Por algum motivo, eu sofro uma disposição a ser ignorado maior do que a média sofre. Assim, como eu me valorizava segundo o valor que davam para mim, mais essa minha facilidade em ser ignorado, o resultado era um auto-desprezo muito grande. Eu não sei se é a mesma coisa do que uma baixa autoestima, porque uma pessoa com baixa autoestima está convencida de que não vale nada; mas o meu caso era de me valorizar segundo o valor que me davam – quer dizer que hoje eu poderia não valer nada, e amanhã, tudo. Uma pessoa com baixa autoestima ainda afirma alguma coisa de si – afirma que não vale nada – (ainda que afirme algo prejudicial); eu, minha única afirmação era “vocês é que contam”, ou “o que eu valho é o que vocês dizem que eu valho”, como uma ação na bolsa de valores ou um litro de leite em uma prateleira de supermercado, que não possuem valores próprios, mas somente os atribuídos pela lei de oferta e procura exclusivamente, no caso das ações, e pela margem de lucro definida pelo supermercado mais a lei de oferta e procura, no caso do leite. A minha afirmação era de que eu não poderia afirmar nada, só ser afirmado.
O desprezo alheio, portanto, tinha uma força muito grande sobre mim porque eu já me auto-desprezava de antemão, e esse auto-desprezo tanto favorece o desprezo alheio quanto qualquer outra ação alheia sobre mim. Eu não era algo em si (ou em mim), mas algo nos outros. É diferente de um parasita, que depende do hospedeiro para se manter; é mais um caso de um corpo inanimado que depende do ânimo alheio para ter vida, como um boneco de ventríloquo, um fantoche ou um verbo transitivo, ou então um caso de comensalismo, quando um indivíduo tira proveito de outro sem, no entanto, prejudicá-lo – como uma orquídea, que quando não tem acesso ao sol, trepa em outra árvore para ficar mais alta, mas não prejudica a árvore onde trepou; é diferente também de uma simbiose, onde os dois indivíduos se beneficiam.
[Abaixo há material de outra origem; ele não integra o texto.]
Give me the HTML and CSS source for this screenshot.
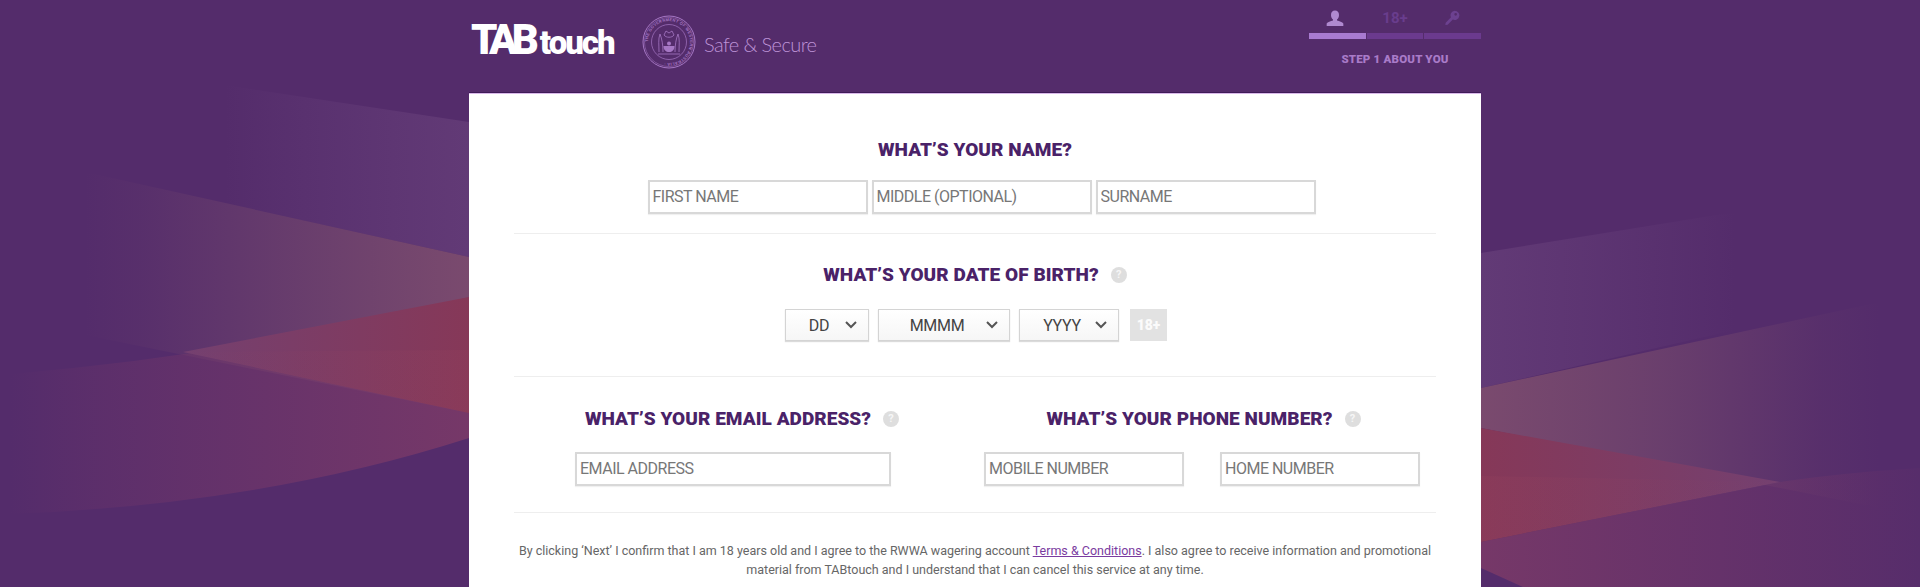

Aí, depois de muito drama e sofrimento, aprendi a me auto-valorizar. Claro que a estima alheia sempre vem bem, e desprezo sempre vem mal, mas não vivia mais da estima alheia e não morria mais por causa do desprezo alheio.
Ocorre que esse HIV emocional (o auto-desprezo, o comensalismo emocional), tal como o HIV original, é passível de tratamento, mas não de cura. A consequência é que está sempre à espreita, não é eliminado. Mas habitualmente aprendi a mantê-lo em seu lugar.
Somente em momentos de crise é que esse HIV emocional ganha forças, e eu sinto como se realmente eu não valesse nada, especialmente quando certas frentes de combate não oferecem, de maneira alguma, um cessar-fogo devido à crise (uma observação especial às minhas chefes no trabalho que baixaram as armas nesse momento, o que me deixou na insólita e nunca ocorrida situação de me sentir melhor no trabalho do que em casa).
A debilidade emocional, a crise, os momentos de crise mais forte, ocorrem de uma maneira que ainda não sei identificar: um cansaço emocional, um momento de fraqueza que oportuniza uma devastação emocional, um conjunto de muitas situações adversas que acabam me vencendo naquele momento, eu não sei ainda.
Mas para isso que serve aquela concepção de desprezo descrita por Spinoza na sua Ética: se o desprezo é quando alguém, ao me ver, percebe mais o que eu não tenho (ou não sou) do que o que tenho, o auto-desprezo é quando eu somente vejo o que eu não tenho – e a maneira de combater isso é descobrir, e mesmo criar, se necessário, eu.